After speaking with army energy consultant Dan Nolan—whom he “couldn’t help but ask, ‘Is anybody in the military saying, “Oh gosh, poor Dan has gone green—has he gone girly-man on us now?” ’57—Friedman announces that the outgreening of Al Qaeda constitutes a typical example

of what happens when you try to solve a problem by outgreening the competition—you buy one and you get four free. In Nolan’s case, you save lives by getting [fuel transportation] convoys off the road, save money by lowering fuel costs [from the quoted “hundreds of dollars per gallon”58 often required to cover delivery], and maybe have some power left over to give the local mosque’s imam so his community might even toss a flower at you one day, rather than a grenade.59

The fourth benefit, courtesy of Nolan, is that soldiers will be so inspired by green efforts at their bases in Iraq that they will “come back to America and demand the same thing for their community or from their factory,” which Friedman reports as unquestioningly as he does the allegation that the U.S. army prompted the desegregation of America by “show[ing] blacks and whites that they could work together.”60 As for the first three benefits gotten for “free” with the Al Qaeda outgreening purchase, it should be recalled that the very appearance of Al Qaeda in Iraq was itself no more than a free benefit of the U.S. invasion, as were convoy fatalities, heightened fuel costs for the U.S. military, and grenades. A deal indeed.

It is no less than remarkable that, in a matter of six pages in a book purporting to serve as an environmental wakeup call, Friedman has managed to greenwash the institution that holds the distinction of being the top polluter in the world.61 The feat is especially noteworthy given that, smatterings of insulation foam and solar panels notwithstanding, the U.S. military’s overwhelming reliance on fuel means that its presence in Iraq is not at all reconcilable with Friedman’s insistence that dependence on foreign oil reserves is one of the greatest threats to U.S. security. The greenwashing incidentally also occurs after Friedman has decreed that the United States should cease operations in Iraq so as not to “throw more good lives after good lives.”62

In 2010 it is then revealed that certain branches of the armed forces are strategizing to outgreen not only Al Qaeda but also the Taliban and the world’s petro-dictators. Friedman exults over the existence of aviation biofuel made from pressed mustard seeds and the existence of a green forward-operating Marine base in Helmand Province, Afghanistan, offering encouragement such as “Go Navy!” and “God bless them: ‘The Few. The Proud. The Green.’ Semper Fi.”63 It is not clear whether Friedman has forgotten that he is vehemently opposed to the military escalation in Afghanistan.

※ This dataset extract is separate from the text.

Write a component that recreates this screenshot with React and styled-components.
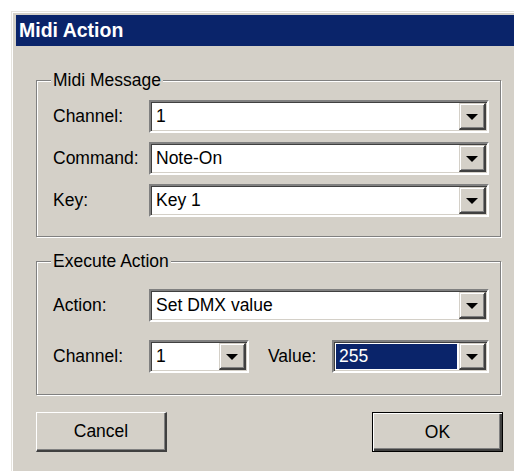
import styled, { createGlobalStyle } from "styled-components";

const GlobalStyle = createGlobalStyle`
  html, body {
    margin: 0;
    padding: 0;
    background: #ffffff;
    overflow: hidden;
  }
  body {
    font-family: 'Liberation Sans', Arial, sans-serif;
  }
`;

const Window = styled.div`
  margin: 11px 0 0 11px;
  height: 460px;
  background: #d4d0c8;
  border-left: 1px solid #e6e4df;
  border-top: 1px solid #e6e4df;
  box-shadow: inset 1px 1px 0 #ffffff;
  padding: 3px 0 0 4px;
  box-sizing: border-box;
`;

const TitleBar = styled.div`
  height: 31px;
  background: #0a246a;
  color: #ffffff;
  display: flex;
  align-items: center;
  padding-left: 3px;
  font-family: 'Liberation Sans', Arial, sans-serif;
  font-weight: bold;
  font-size: 19.5px;
`;

const Content = styled.div`
  width: 466px;
  margin-left: 20px;
  padding-top: 24px;
  font-size: 17.5px;
  color: #000000;
`;

const Group = styled.fieldset`
  margin: ${(p) => p.$gapTop || 0}px 0 0 0;
  width: 465px;
  box-sizing: border-box;
  border: 1px solid #808080;
  box-shadow: 1px 1px 0 #ffffff, inset 1px 1px 0 #ffffff;
  padding: ${(p) => p.$padTop}px 11px ${(p) => p.$padBottom}px 16px;
  display: flex;
  flex-direction: column;
  gap: ${(p) => p.$rowGap}px;
`;

const Legend = styled.legend`
  padding: 0 2px;
  margin-left: -2px;
  line-height: 20px;
  font-size: 17.5px;
  background: #d4d0c8;
`;

const Row = styled.div`
  display: flex;
  align-items: center;
  height: 33px;
`;

const Label = styled.span`
  width: ${(p) => p.$width || 96}px;
  padding-left: ${(p) => p.$indent || 0}px;
  box-sizing: border-box;
  flex: none;
  white-space: nowrap;
`;

const Field = styled.div`
  width: ${(p) => p.$width}px;
  height: 33px;
  box-sizing: border-box;
  flex: none;
  display: flex;
  background: #ffffff;
  border-style: solid;
  border-width: 2px;
  border-color: #808080 #ffffff #ffffff #808080;
  box-shadow: inset 1px 1px 0 #404040, inset -1px -1px 0 #d4d0c8;
  padding: 1px;
`;

const FieldText = styled.div`
  flex: 1;
  display: flex;
  align-items: center;
  padding-left: 3px;
  margin: 1px 2px 1px 1px;
  white-space: nowrap;
  overflow: hidden;
  background: ${(p) => (p.$selected ? "#0a246a" : "transparent")};
  color: ${(p) => (p.$selected ? "#ffffff" : "#000000")};
`;

const DropButton = styled.div`
  width: 27px;
  flex: none;
  box-sizing: border-box;
  display: flex;
  align-items: center;
  justify-content: center;
  background: #d4d0c8;
  border-style: solid;
  border-width: 1px 2px 2px 1px;
  border-color: #d4d0c8 #404040 #404040 #d4d0c8;
  box-shadow: inset 1px 1px 0 #ffffff, inset -1px -1px 0 #808080;
`;

const Arrow = styled.span`
  width: 0;
  height: 0;
  border-left: 6px solid transparent;
  border-right: 6px solid transparent;
  border-top: 6px solid #000000;
  margin-top: 1px;
`;

const ButtonRow = styled.div`
  display: flex;
  justify-content: space-between;
  margin-top: 17px;
  width: 467px;
`;

const Button = styled.button`
  width: 131px;
  height: 40px;
  box-sizing: border-box;
  padding: 0;
  font-family: 'Liberation Sans', Arial, sans-serif;
  font-size: 17.5px;
  color: #000000;
  background: #d4d0c8;
  border-style: solid;
  border-width: 1px 2px 2px 1px;
  border-color: #ffffff #404040 #404040 #ffffff;
  box-shadow: inset -1px -1px 0 #808080;
  outline: none;
  ${(p) =>
    p.$default &&
    `
    border-color: #000000;
    border-width: 1px;
    box-shadow: inset 1px 1px 0 #ffffff, inset -2px -2px 0 #404040, inset -3px -3px 0 #808080;
  `}
`;

const Combo = ({ width, value, selected }) => (
  <Field $width={width}>
    <FieldText $selected={selected}>{value}</FieldText>
    <DropButton>
      <Arrow />
    </DropButton>
  </Field>
);

const App = () => (
  <>
    <GlobalStyle />
    <Window>
      <TitleBar>Midi Action</TitleBar>
      <Content>
        <Group $padTop={10} $padBottom={19} $rowGap={9}>
          <Legend>Midi Message</Legend>
          <Row>
            <Label>Channel:</Label>
            <Combo width={340} value="1" />
          </Row>
          <Row>
            <Label>Command:</Label>
            <Combo width={340} value="Note-On" />
          </Row>
          <Row>
            <Label>Key:</Label>
            <Combo width={340} value="Key 1" />
          </Row>
        </Group>

        <Group $gapTop={14} $padTop={18} $padBottom={21} $rowGap={18}>
          <Legend>Execute Action</Legend>
          <Row>
            <Label>Action:</Label>
            <Combo width={340} value="Set DMX value" />
          </Row>
          <Row>
            <Label>Channel:</Label>
            <Combo width={100} value="1" />
            <Label $width={83} $indent={19}>
              Value:
            </Label>
            <Combo width={157} value="255" selected />
          </Row>
        </Group>

        <ButtonRow>
          <Button>Cancel</Button>
          <Button $default>OK</Button>
        </ButtonRow>
      </Content>
    </Window>
  </>
);

export default App;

Returning to the subject of the hidden fist’s role as safeguard of McDonald’s and Silicon Valley, Friedman worries in the 1990s that the fact that “America truly is the ultimate benign hegemon and reluctant enforcer”64 might impede the exploitation of the post–Cold War international system, which has been summed up as follows: “Globalization is us.”65 A list of hegemonic achievements from this time period would thus appear to include benignly dispatched cruise missiles, the benign elimination of half a million Iraqi children via sanctions,66 benign support for various dictators, and benign economic policies that Friedman himself acknowledges have had “enormously socially disruptive” effects, such as widening gaps in income distribution.67 Rather than encourage any sort of in-depth consideration of these effects, however, Friedman prefers to focus attention superficially on the salary discrepancy among professional basketball players, devoting approximately nine pages of The Lexus to the idea that “you can learn everything you need to know about [the socially disruptive impact of globalization] by studying just one group of people—the National Basketball Association and, in particular, the bench of the 1997–98 World Champion Chicago Bulls.”68

In the introduction to The Lexus, Friedman responds to allegations that he “loves globalization” by comparing his feelings for the phenomenon to his feelings about the dawn: “It does more good than harm, especially if you wear sunscreen and sunglasses.”69 He protests that he is “a journalist, not a salesman for globalization,”70 although readers might be forgiven for mistaking vacuous corporate name-dropping formulas like “Attention Kmart shoppers: Without America on duty, there will be no America Online”71 for something other than journalism.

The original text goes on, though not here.